— Given problem —
Using the listing below, extract each line that has the word "screenshot" in it.

— The records —
***

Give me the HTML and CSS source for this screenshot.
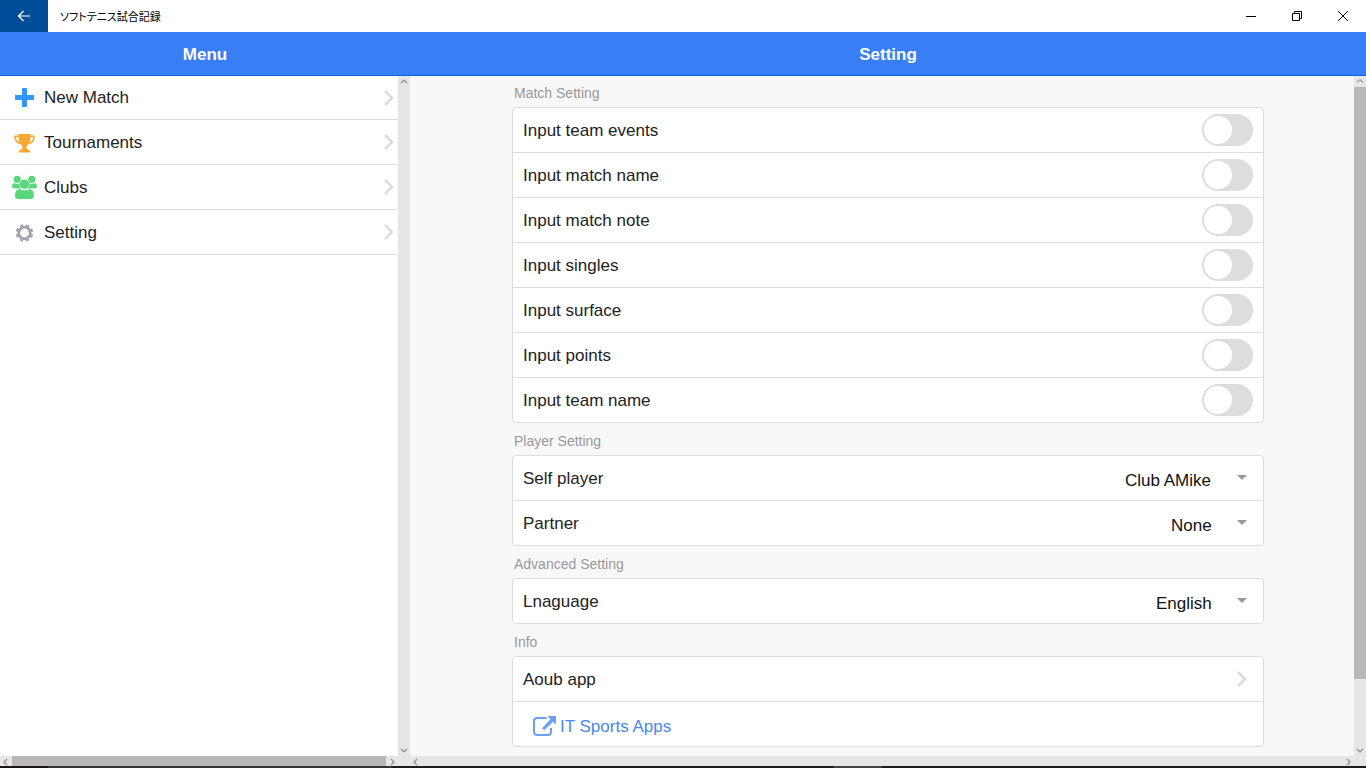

***

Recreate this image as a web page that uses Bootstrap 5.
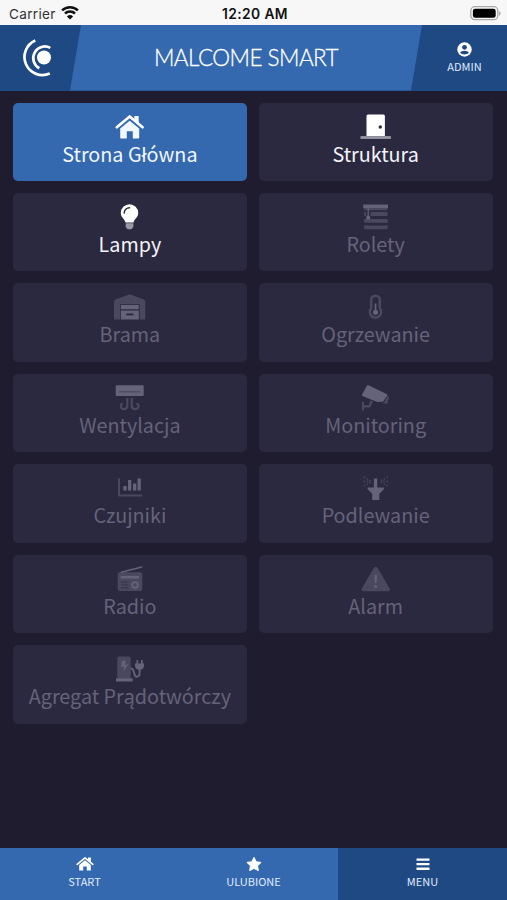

***

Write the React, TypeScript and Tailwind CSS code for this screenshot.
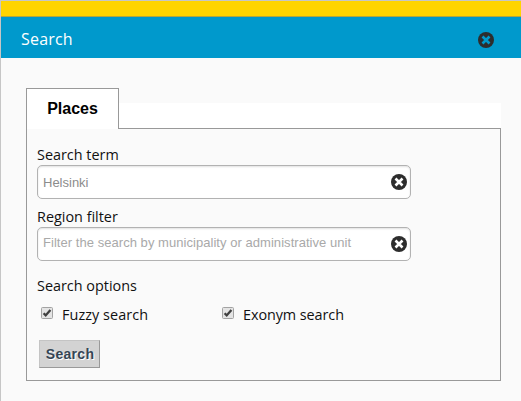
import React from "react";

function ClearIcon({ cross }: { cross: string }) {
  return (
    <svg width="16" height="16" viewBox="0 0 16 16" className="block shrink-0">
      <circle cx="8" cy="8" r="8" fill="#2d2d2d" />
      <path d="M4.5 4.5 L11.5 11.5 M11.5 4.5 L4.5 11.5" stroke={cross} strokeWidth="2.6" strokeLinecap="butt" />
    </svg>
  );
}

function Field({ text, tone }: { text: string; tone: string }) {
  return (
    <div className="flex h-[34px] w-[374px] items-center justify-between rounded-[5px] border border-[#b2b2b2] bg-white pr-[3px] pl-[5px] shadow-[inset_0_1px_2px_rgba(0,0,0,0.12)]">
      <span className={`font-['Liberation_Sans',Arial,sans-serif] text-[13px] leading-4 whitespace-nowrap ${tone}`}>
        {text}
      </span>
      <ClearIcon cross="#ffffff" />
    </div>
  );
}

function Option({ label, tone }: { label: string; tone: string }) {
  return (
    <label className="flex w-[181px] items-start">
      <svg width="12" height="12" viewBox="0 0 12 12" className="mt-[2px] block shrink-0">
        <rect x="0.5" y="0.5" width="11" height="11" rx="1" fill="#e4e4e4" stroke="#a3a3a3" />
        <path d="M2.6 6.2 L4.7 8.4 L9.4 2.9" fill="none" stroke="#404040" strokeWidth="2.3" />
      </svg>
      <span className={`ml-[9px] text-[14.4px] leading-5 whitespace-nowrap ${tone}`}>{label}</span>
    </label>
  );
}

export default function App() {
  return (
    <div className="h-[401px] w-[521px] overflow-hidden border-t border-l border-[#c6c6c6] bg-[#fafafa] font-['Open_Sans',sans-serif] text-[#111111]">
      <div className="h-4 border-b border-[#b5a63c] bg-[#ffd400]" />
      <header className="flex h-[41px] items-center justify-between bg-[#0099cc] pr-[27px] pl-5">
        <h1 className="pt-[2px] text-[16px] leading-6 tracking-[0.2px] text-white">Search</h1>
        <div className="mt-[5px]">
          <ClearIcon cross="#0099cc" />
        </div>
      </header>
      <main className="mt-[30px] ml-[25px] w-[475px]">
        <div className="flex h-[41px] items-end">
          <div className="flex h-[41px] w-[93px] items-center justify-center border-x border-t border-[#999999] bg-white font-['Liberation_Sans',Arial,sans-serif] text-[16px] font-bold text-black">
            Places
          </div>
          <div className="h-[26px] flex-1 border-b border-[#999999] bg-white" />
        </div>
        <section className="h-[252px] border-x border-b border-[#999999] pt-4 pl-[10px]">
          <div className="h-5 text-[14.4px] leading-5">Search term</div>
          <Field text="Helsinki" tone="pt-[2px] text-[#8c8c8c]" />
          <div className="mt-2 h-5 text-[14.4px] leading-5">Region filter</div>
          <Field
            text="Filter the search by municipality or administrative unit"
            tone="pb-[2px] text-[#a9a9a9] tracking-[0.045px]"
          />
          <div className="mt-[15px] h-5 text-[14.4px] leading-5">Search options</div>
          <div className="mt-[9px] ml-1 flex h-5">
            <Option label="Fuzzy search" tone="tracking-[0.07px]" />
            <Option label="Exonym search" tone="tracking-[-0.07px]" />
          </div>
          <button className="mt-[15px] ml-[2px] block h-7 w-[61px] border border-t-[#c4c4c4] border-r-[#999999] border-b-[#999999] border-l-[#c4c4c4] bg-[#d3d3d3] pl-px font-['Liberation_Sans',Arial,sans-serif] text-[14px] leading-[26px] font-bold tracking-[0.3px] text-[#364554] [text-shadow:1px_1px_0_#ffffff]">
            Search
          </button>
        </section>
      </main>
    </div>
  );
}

***

— Result below —
Give me the HTML and CSS source for this screenshot.
Write the React, TypeScript and Tailwind CSS code for this screenshot.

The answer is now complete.